脱ネットワーク戦略の実例として山本氏が挙げるのが「OFFICE FREEDOM」。無線LAN対応の「E02SA」を用いて、構内の内線電話を無線IP電話に置き換えるソリューションで、SIPクライアント部分がBREW上で動いているのがポイントだ。
「BREWアプリのAPIを解放しているため、ユーザーの環境に応じて、柔軟にカスタマイズできる環境にある」(山本氏)
NTTドコモの無線LAN対応端末では、ユーザーインタフェースしかカスタマイズできないと山本氏。BREWだからこそ、SIPクライアントまでカスタマイズできると強調した。
法人市場で重要な“管理”と“制限”もサポート、新サービスも提供間近
また、山本氏は「法人のニーズには、安心、安全に加えて管理と制限がある」と指摘。BREWが管理のしやすさにも一役買っているとした。
例えば、同社が提供する「ビジネス便利パック」では、月額100円/1台で、管理者のPCから、従業員が所有する携帯電話を一括管理できる。アドレス帳などのデータをリモートで削除したり、一斉に緊急連絡したりもできる。
また、法人端末向けに検討中の案件として、「ビジネスアプリ管理サービス」を紹介した。これはシステム管理者が、従業員の端末に対し、一斉にアプリのダウンロードを指示するもので、従業員側端末からアプリケーションダウンロードサーバにアクセスし、指定されたアプリをダウンロードさせる。システム管理者は、各ユーザーのダウンロード状況を一元管理でき、誰がダウンロードしていないかなどを確認できる。このサービスは「非常に近い将来、リリースする」(山本氏)とのことだ。
法人向け端末に新サービス、準備は着々
山本氏はまた、法人向け端末のロードマップも明らかにした。KDDIはこれまで、「B01K」、E02SA、E03CAの3機種をラインナップしており、新モデルについても開発の準備を進めているという。「01、02、03と来れば、04も作りたくなってくる。いまは04としてのニーズを踏まえ、どんなケータイを作ろうか検討中」(山本氏)
安全性強化の面では、「ビジネス便利パックを幅広いデバイス向けに提供したい」と話す。最近では安全性への配慮から、ノートPCの外部持ち出しを制限する企業も多い。携帯電話のように、万一紛失した場合でも遠隔操作でノートPC内部の情報を削除できれば安全性が高まる。
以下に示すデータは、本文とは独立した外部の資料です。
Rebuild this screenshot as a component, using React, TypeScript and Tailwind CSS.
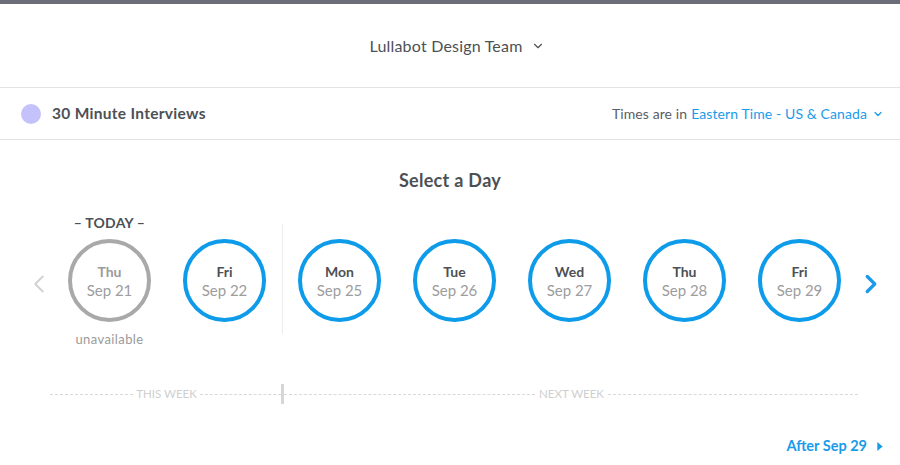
import { ChevronDown, ChevronLeft, ChevronRight } from "lucide-react";

type Day = { name: string; date: string; available: boolean; today?: boolean };

const THIS_WEEK: Day[] = [
  { name: "Thu", date: "Sep 21", available: false, today: true },
  { name: "Fri", date: "Sep 22", available: true },
];

const NEXT_WEEK: Day[] = [
  { name: "Mon", date: "Sep 25", available: true },
  { name: "Tue", date: "Sep 26", available: true },
  { name: "Wed", date: "Sep 27", available: true },
  { name: "Thu", date: "Sep 28", available: true },
  { name: "Fri", date: "Sep 29", available: true },
];

function DayCircle({ day }: { day: Day }) {
  return (
    <div className="flex w-[83px] flex-col items-center">
      <div className="mt-[2px] h-[16px] whitespace-nowrap text-[14px] font-bold leading-[16px] tracking-[0.2px] text-[#4d5055]">
        {day.today ? "– TODAY –" : ""}
      </div>
      <button
        type="button"
        className={
          day.available
            ? "mt-[8px] flex h-[83px] w-[83px] flex-col items-center justify-center rounded-full border-[4px] border-[#0d9bea]"
            : "mt-[8px] flex h-[83px] w-[83px] flex-col items-center justify-center rounded-full border-[4px] border-[#a9a9a9]"
        }
      >
        <span
          className={
            day.available
              ? "text-[14px] font-bold leading-[18px] text-[#4d5055]"
              : "text-[14px] font-bold leading-[18px] text-[#9a9a9a]"
          }
        >
          {day.name}
        </span>
        <span className="text-[15px] leading-[18px] text-[#9d9d9d]">{day.date}</span>
      </button>
      <div className="mt-[9px] h-[16px] text-[13px] leading-[16px] tracking-[0.4px] text-[#9a9a9a]">
        {day.available ? "" : "unavailable"}
      </div>
    </div>
  );
}

export default function App() {
  return (
    <div
      className="h-[465px] w-full overflow-hidden bg-white"
      style={{ fontFamily: "Lato, 'Open Sans', sans-serif" }}
    >
      <div className="h-[4px] bg-[#6b6e79]" />

      <header className="flex h-[84px] items-center justify-center border-b border-[#e3e3e3]">
        <button
          type="button"
          className="flex items-center gap-[8px] pl-[14px] text-[16px] tracking-[0.2px] text-[#4d5055]"
        >
          Lullabot Design Team
          <ChevronDown className="h-[14px] w-[14px]" strokeWidth={2} />
        </button>
      </header>

      <div className="flex h-[52px] items-center justify-between border-b border-[#e3e3e3] pl-[21px] pr-[16px]">
        <div className="flex items-center gap-[11px]">
          <span className="h-[20px] w-[20px] rounded-full bg-[#c5c1fb]" />
          <span className="text-[15.5px] font-bold tracking-[0.3px] text-[#4d5055]">
            30 Minute Interviews
          </span>
        </div>
        <div className="flex items-center text-[14px] tracking-[0.1px] text-[#5a5d63]">
          Times are in
          <span className="ml-[4px] text-[#1a9bea]">Eastern Time - US &amp; Canada</span>
          <ChevronDown className="ml-[5px] h-[12px] w-[12px] text-[#1a9bea]" strokeWidth={2.5} />
        </div>
      </div>

      <h2 className="pt-[28px] text-center text-[18px] font-bold leading-[24px] tracking-[0.3px] text-[#4d5055]">
        Select a Day
      </h2>

      <div className="mt-[21px] flex items-start">
        <div className="mt-[56px] flex w-[68px] justify-end pr-[14px]">
          <ChevronLeft className="h-[30px] w-[30px] text-[#d2d2d2]" strokeWidth={1.6} />
        </div>
        <div className="flex items-start gap-[32px]">
          {THIS_WEEK.map((d) => (
            <DayCircle key={d.date} day={d} />
          ))}
        </div>
        <div className="mx-[15.5px] mt-[11px] h-[110px] w-px bg-[#ececec]" />
        <div className="flex items-start gap-[32px]">
          {NEXT_WEEK.map((d) => (
            <DayCircle key={d.date} day={d} />
          ))}
        </div>
        <div className="mt-[56px] flex pl-[15px]">
          <ChevronRight className="h-[30px] w-[30px] text-[#1a9bea]" strokeWidth={2.6} />
        </div>
      </div>

      <div className="mt-[37px] flex h-[20px] items-center pl-[50px]">
        <div className="w-[83px] border-t border-dashed border-[#d9d9d9]" />
        <span className="w-[67px] text-center text-[11.5px] leading-none text-[#cfcfcf]">THIS WEEK</span>
        <div className="w-[81px] border-t border-dashed border-[#d9d9d9]" />
        <div className="h-[20px] w-[3px] bg-[#d6d6d6]" />
        <div className="w-[251px] border-t border-dashed border-[#d9d9d9]" />
        <span className="w-[73px] text-center text-[11.5px] leading-none text-[#cfcfcf]">NEXT WEEK</span>
        <div className="w-[250px] border-t border-dashed border-[#d9d9d9]" />
      </div>

      <div className="mt-[32px] flex justify-end pr-[17px]">
        <button
          type="button"
          className="flex items-center text-[14.5px] font-bold leading-[20px] text-[#1a9bea]"
        >
          After Sep 29
          <svg viewBox="0 0 6 10" className="ml-[10px] h-[9px] w-[6px]" fill="currentColor">
            <path d="M0 0 L6 5 L0 10 Z" />
          </svg>
        </button>
      </div>
    </div>
  );
}
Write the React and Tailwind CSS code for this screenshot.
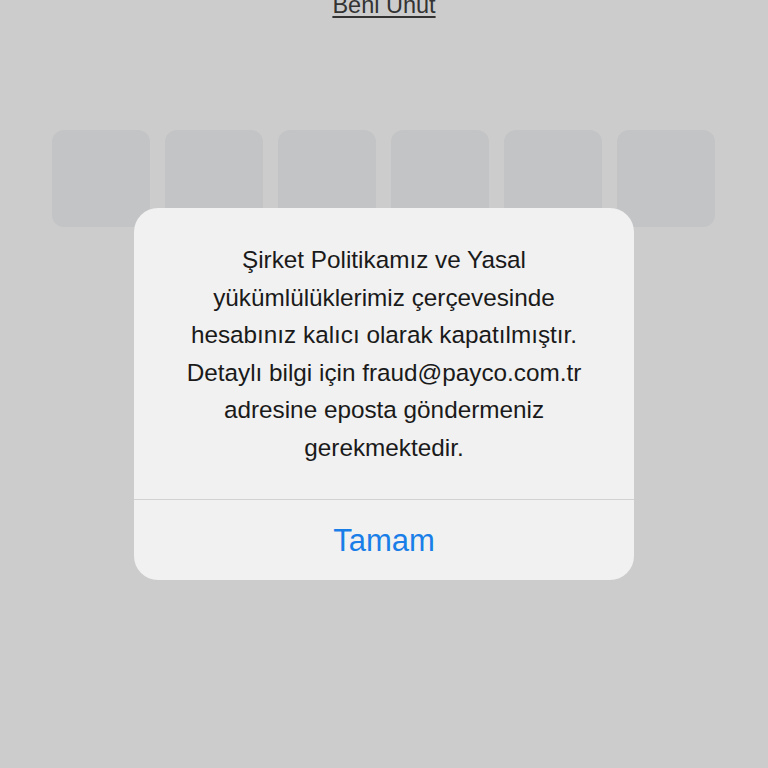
export default function App() {
  const boxes = [0, 1, 2, 3, 4, 5];
  return (
    <div className="relative w-[768px] h-[768px] overflow-hidden bg-[#cccccc]" style={{ fontFamily: '"Liberation Sans", Arial, sans-serif' }}>
      <div className="flex justify-center -mt-[9px]">
        <span className="text-[23.5px] leading-[28px] text-[#333333] underline underline-offset-[3px] decoration-[1.5px]">Beni Unut</span>
      </div>
      <div className="flex gap-[15px] pl-[52px] mt-[111px]">
        {boxes.map((b) => (
          <div key={b} className="w-[98px] h-[97px] rounded-[12px] bg-[#c3c4c5]" />
        ))}
      </div>
      <div className="absolute left-[134px] top-[208px] w-[500px] h-[372px] rounded-[24px] bg-[#f1f1f1] flex flex-col overflow-hidden">
        <div className="h-[291px] flex flex-col justify-center items-center text-center text-[24.3px] leading-[37.5px] text-[#1a1a1a] px-[10px]">
          <p>Şirket Politikamız ve Yasal</p>
          <p>yükümlülüklerimiz çerçevesinde</p>
          <p>hesabınız kalıcı olarak kapatılmıştır.</p>
          <p>Detaylı bilgi için fraud@payco.com.tr</p>
          <p>adresine eposta göndermeniz</p>
          <p>gerekmektedir.</p>
        </div>
        <div className="h-px bg-[#d2d2d4]" />
        <div className="flex-1 flex items-center justify-center pt-[3px]">
          <span className="text-[31px] text-[#1a7ee8]">Tamam</span>
        </div>
      </div>
    </div>
  );
}
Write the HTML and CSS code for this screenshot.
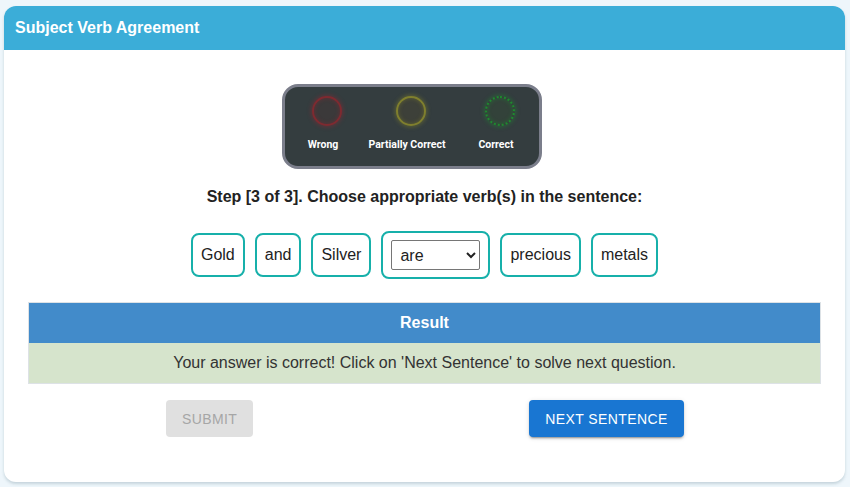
FILE: index.html
```html
<!DOCTYPE html>
<html>
<head>
<meta charset="utf-8">
<link rel="stylesheet" href="styles.css">
</head>
<body>
<div class="card">
  <div class="card-header">Subject Verb Agreement</div>
  <div class="card-body">
    <div class="lights">
      <div class="light-col col-wrong">
        <span class="lamp lamp-red"></span>
        <span class="lamp-label">Wrong</span>
      </div>
      <div class="light-col col-partial">
        <span class="lamp lamp-yellow"></span>
        <span class="lamp-label">Partially Correct</span>
      </div>
      <div class="light-col col-correct">
        <span class="lamp lamp-green"></span>
        <span class="lamp-label">Correct</span>
      </div>
    </div>
    <div class="step">Step [3 of 3]. Choose appropriate verb(s) in the sentence:</div>
    <div class="words">
      <span class="word">Gold</span>
      <span class="word">and</span>
      <span class="word">Silver</span>
      <span class="word word-select">
        <select class="verb">
          <option>are</option>
          <option>is</option>
        </select>
      </span>
      <span class="word">precious</span>
      <span class="word">metals</span>
    </div>
    <div class="result">
      <div class="result-head">Result</div>
      <div class="result-row">Your answer is correct! Click on 'Next Sentence' to solve next question.</div>
    </div>
    <div class="actions">
      <button class="btn btn-disabled" disabled>Submit</button>
      <button class="btn btn-primary">Next Sentence</button>
    </div>
  </div>
</div>
</body>
</html>
```

FILE: styles.css
```css
html, body {
  margin: 0;
  padding: 0;
}
body {
  background: #eef6fb;
  font-family: "Liberation Sans", Arial, sans-serif;
  width: 850px;
  height: 487px;
  overflow: hidden;
}
.card {
  margin: 6px 5px 0 4px;
  height: 476px;
  background: #fff;
  border-radius: 12px;
  box-shadow: 0 2px 3px rgba(120, 150, 160, 0.35);
  overflow: hidden;
  display: flex;
  flex-direction: column;
}
.card-header {
  height: 44px;
  background: #3badd8;
  color: #fff;
  font-weight: bold;
  font-size: 16px;
  line-height: 44px;
  padding-left: 11px;
}
.card-body {
  display: flex;
  flex-direction: column;
  align-items: center;
}
.lights {
  margin-top: 34px;
  align-self: flex-start;
  margin-left: 278px;
  width: 254px;
  height: 79px;
  background: #343d3f;
  border: 3px solid #7b7e8b;
  border-radius: 16px;
  display: flex;
  box-sizing: content-box;
}
.light-col {
  display: flex;
  flex-direction: column;
  align-items: center;
}
.col-wrong { width: 76px; }
.col-partial { width: 92px; }
.col-correct { width: 86px; }
.lamp {
  margin-top: 9px;
  width: 26px;
  height: 26px;
  border-radius: 50%;
  border: 2px solid;
  position: relative;
  left: 4px;
}
.lamp-red {
  border-color: #7e2a30;
  background: #3b393a;
  box-shadow: 0 0 4px 1px rgba(150, 40, 50, 0.45), inset 0 0 4px rgba(150, 40, 50, 0.45);
}
.lamp-yellow {
  border-color: #7f7f2e;
  background: #3d4039;
  box-shadow: 0 0 4px 1px rgba(140, 140, 40, 0.45), inset 0 0 4px rgba(140, 140, 40, 0.45);
}
.lamp-green {
  border-color: #1e8a2e;
  border-style: dotted;
  background: #33423a;
  box-shadow: 0 0 4px 1px rgba(30, 140, 50, 0.45), inset 0 0 4px rgba(30, 140, 50, 0.45);
}
.lamp-label {
  margin-top: 12px;
  color: #fff;
  font-family: Roboto, "Liberation Sans", sans-serif;
  font-weight: bold;
  font-size: 10.5px;
  line-height: 13px;
}
.step {
  margin-top: 19px;
  font-weight: bold;
  font-size: 16px;
  line-height: 18px;
  color: #222;
}
.words {
  margin-top: 25px;
  display: flex;
  align-items: center;
  gap: 10px;
  height: 48px;
}
.word {
  border: 2px solid #17b0aa;
  border-radius: 8px;
  padding: 11px 8px;
  font-size: 16px;
  line-height: 18px;
  color: #222;
}
.word-select {
  padding: 7px 8px;
  display: flex;
}
.verb {
  width: 89px;
  height: 30px;
  font-family: "Liberation Sans", Arial, sans-serif;
  font-size: 16px;
  color: #222;
  background: #fff;
  border: 1px solid #767676;
  border-radius: 2px;
  padding: 0 4px;
}
.result {
  margin-top: 23px;
  width: 791px;
  border: 1px solid #dde2e6;
}
.result-head {
  height: 40px;
  line-height: 40px;
  background: #428bca;
  color: #fff;
  font-weight: bold;
  font-size: 16px;
  text-align: center;
}
.result-row {
  height: 40px;
  line-height: 40px;
  background: #d6e4cc;
  color: #333;
  font-size: 16px;
  text-align: center;
}
.actions {
  margin-top: 16px;
  align-self: flex-start;
  margin-left: 162px;
  display: flex;
  gap: 276px;
}
.btn {
  font-family: "Liberation Sans", Arial, sans-serif;
  font-weight: normal;
  font-size: 14px;
  line-height: 24px;
  letter-spacing: 0.4px;
  text-transform: uppercase;
  padding: 6px 16px;
  border: none;
  border-radius: 4px;
}
.btn-disabled {
  background: #e0e0e0;
  color: #a6a6a6;
}
.btn-primary {
  background: #1976d2;
  color: #fff;
  padding: 7px 16px 6px;
  box-shadow: 0 3px 1px -2px rgba(0,0,0,0.2), 0 2px 2px 0 rgba(0,0,0,0.14), 0 1px 5px 0 rgba(0,0,0,0.12);
}
```
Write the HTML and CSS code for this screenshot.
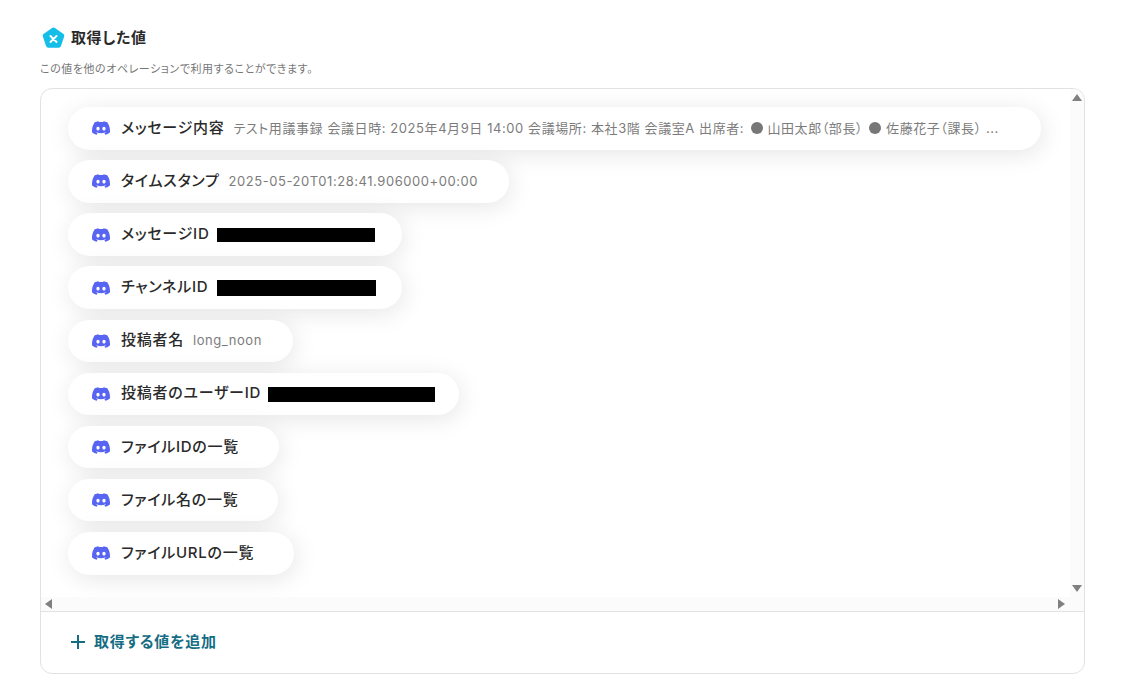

「うちのモジュールがノートPC内に入っていれば安全だ。今、実現に向けてメーカーと交渉している」(山本氏)
さらに山本氏は、将来的には電話の重要度が事前に分かるようにしたいとも話す。
「昔の黒電話の時代は、どんな着信も急いで出ようとしたが、今は着信時に発信者の番号が表示されるので、『部長だから出るのをやめよう』といったことができる。携帯電話は着信に対応する前に発信元が分かっても、その通話が緊急事態なのかが分からない。マナーモードに設定中でも、緊急の用事なら小さな着信音が鳴るとか、バイブレータの動きを変えるといったように、着信時に重要度が分かるようになれば、上司もご満悦のはず」(山本氏)
KDDIはウルトラ3Gの中で、「MMD」(MultiMedia Domain)の採用を予定している(2月17日の記事参照)。MMDが実現すれば、電話の強制着信だけでなく、通話のログや内容をすべて記録するといった高度なサービスも実現できる。
山本氏は法人市場でのシェア拡大に向けて「今後、ソリューションパートナーの力を借りて、それぞれがWINになれるよう事業を展開したい」とコメント。そのためにもパートナーであるクアルコムとの連携が重要だとした。